--- Exercise material ---
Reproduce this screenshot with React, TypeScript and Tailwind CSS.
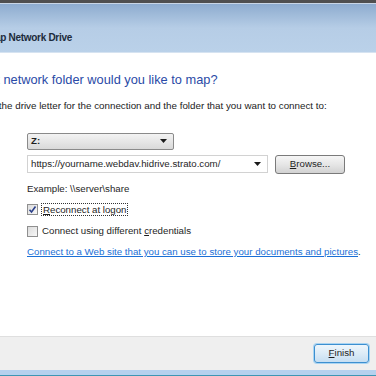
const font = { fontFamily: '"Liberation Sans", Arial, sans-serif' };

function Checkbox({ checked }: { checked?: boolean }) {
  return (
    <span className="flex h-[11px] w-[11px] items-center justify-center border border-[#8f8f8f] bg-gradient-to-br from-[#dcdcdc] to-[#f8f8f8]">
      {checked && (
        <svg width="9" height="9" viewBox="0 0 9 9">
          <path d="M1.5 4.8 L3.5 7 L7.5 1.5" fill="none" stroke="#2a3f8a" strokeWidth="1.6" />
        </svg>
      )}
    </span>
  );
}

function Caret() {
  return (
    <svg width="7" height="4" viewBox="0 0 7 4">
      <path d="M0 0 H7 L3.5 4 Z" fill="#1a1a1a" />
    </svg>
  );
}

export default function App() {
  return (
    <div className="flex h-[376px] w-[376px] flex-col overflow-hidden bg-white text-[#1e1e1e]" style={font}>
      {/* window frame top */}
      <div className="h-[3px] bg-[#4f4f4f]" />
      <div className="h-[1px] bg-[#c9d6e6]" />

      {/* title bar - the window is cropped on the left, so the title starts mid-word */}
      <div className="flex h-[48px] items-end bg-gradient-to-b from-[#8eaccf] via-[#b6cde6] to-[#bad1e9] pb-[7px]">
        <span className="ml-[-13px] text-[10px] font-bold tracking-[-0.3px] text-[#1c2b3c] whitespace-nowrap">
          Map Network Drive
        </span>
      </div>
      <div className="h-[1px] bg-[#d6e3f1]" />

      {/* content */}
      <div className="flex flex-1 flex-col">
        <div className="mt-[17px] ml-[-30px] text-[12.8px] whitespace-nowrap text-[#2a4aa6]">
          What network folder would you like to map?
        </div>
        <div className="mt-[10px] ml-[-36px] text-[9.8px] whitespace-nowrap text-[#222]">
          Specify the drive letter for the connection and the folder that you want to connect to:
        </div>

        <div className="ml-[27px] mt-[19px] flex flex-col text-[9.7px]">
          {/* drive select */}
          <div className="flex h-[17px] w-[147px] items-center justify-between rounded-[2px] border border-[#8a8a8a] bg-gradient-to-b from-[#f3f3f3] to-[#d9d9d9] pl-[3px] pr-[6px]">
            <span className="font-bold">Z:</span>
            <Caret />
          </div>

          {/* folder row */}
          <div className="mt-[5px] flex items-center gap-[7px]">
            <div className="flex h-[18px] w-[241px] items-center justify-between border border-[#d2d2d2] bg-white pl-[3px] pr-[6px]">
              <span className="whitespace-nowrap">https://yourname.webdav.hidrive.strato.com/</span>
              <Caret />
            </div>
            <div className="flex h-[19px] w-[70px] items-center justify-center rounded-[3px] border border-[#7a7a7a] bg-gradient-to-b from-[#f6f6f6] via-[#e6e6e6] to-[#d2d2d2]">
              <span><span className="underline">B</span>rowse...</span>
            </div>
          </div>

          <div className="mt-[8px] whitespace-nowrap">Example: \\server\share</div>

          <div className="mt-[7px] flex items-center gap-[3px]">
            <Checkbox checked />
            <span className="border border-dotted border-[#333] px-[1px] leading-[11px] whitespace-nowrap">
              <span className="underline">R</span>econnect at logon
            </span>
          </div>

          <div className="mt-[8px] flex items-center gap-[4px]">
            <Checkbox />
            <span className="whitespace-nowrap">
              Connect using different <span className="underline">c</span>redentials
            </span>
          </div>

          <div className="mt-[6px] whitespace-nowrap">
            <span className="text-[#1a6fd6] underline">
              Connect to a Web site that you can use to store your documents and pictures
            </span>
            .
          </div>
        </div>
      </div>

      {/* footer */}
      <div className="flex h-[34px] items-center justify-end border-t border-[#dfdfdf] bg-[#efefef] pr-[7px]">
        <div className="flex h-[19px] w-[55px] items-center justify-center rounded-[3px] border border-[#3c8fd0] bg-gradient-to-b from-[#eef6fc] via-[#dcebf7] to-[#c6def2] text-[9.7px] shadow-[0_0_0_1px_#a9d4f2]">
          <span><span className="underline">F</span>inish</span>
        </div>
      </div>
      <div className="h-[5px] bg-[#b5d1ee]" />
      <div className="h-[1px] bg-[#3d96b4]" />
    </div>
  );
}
---
--- Exercise material ---
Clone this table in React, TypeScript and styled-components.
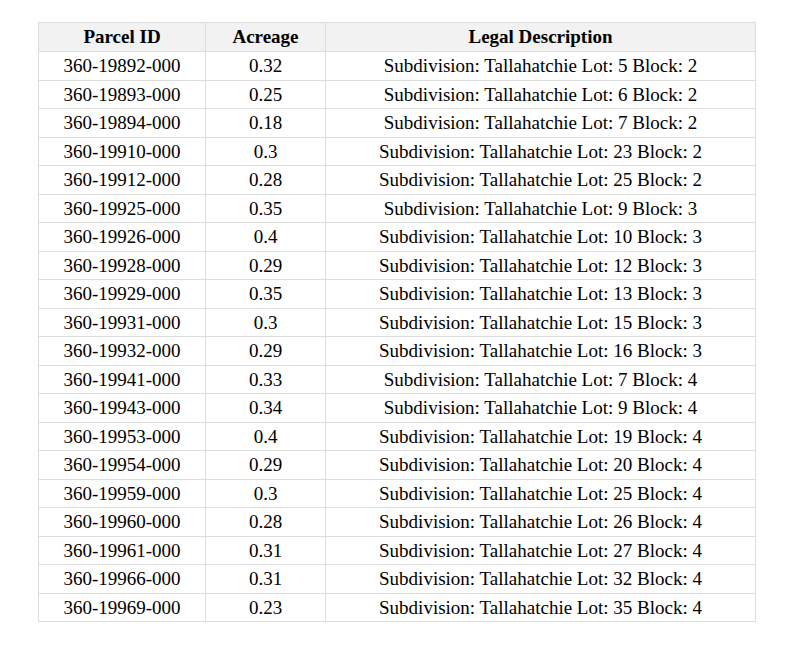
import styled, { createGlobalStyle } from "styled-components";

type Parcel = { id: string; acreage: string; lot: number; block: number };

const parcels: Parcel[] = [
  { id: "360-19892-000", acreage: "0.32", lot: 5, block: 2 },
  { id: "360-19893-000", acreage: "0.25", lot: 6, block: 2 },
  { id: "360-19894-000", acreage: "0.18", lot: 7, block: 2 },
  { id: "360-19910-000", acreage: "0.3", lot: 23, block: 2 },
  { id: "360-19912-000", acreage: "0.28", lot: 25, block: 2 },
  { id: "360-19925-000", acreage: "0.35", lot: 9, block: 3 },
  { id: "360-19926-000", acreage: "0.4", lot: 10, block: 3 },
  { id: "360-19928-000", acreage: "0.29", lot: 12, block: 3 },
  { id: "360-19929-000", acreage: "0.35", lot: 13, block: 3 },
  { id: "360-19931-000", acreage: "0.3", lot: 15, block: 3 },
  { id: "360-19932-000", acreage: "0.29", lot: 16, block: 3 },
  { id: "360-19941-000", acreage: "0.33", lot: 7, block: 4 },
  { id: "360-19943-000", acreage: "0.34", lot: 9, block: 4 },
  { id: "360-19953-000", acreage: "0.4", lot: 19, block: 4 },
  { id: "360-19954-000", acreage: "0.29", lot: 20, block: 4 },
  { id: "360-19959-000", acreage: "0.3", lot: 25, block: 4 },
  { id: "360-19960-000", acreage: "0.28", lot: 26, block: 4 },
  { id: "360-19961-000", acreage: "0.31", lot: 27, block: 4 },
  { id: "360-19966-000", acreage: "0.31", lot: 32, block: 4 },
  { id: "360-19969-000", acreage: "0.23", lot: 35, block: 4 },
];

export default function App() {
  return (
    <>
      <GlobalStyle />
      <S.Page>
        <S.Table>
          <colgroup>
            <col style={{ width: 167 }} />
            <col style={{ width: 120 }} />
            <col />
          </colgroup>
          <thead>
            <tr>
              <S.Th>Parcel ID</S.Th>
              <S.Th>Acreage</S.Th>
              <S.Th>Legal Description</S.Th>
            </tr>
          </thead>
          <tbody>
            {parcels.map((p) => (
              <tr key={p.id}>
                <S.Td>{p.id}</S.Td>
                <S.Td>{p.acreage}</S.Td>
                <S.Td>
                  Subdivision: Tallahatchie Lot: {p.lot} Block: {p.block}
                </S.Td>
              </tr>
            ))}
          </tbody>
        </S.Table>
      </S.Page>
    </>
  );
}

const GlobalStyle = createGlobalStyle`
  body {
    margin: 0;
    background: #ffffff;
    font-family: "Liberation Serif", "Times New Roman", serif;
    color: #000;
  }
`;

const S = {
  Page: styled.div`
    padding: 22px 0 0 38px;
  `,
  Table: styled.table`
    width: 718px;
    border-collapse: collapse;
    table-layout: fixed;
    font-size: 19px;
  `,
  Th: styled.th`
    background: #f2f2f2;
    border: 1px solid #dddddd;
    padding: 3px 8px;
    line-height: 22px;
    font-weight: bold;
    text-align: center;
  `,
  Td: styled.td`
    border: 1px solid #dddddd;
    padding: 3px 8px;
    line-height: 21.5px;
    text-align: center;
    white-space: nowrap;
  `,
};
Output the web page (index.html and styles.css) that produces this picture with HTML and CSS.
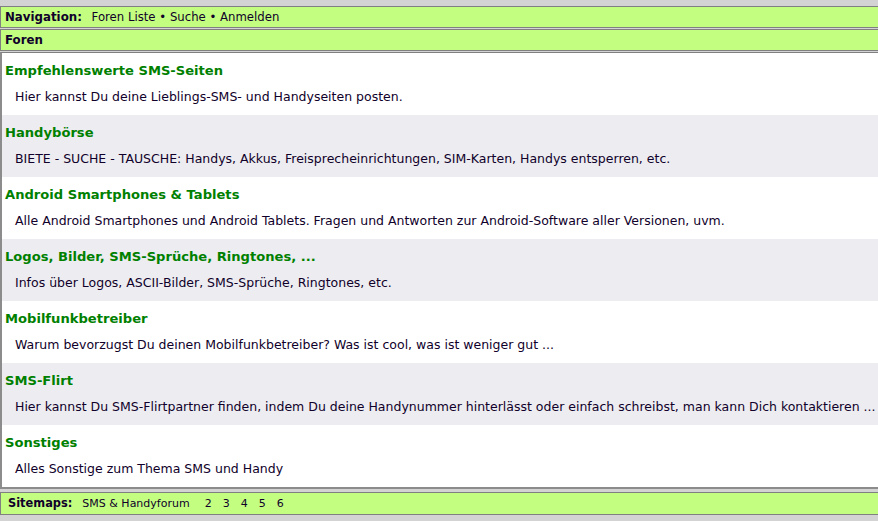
---
> _Directions_: Go back to the lines above and output, exactly as they stand, the ones from the line containing "Clone this table" to the line containing "string; acreage: string;". Leave all pictures behind.

> _Result_:
Clone this table in React, TypeScript and styled-components.
import styled, { createGlobalStyle } from "styled-components";

type Parcel = { id: string; acreage: string; lot: number; block: number };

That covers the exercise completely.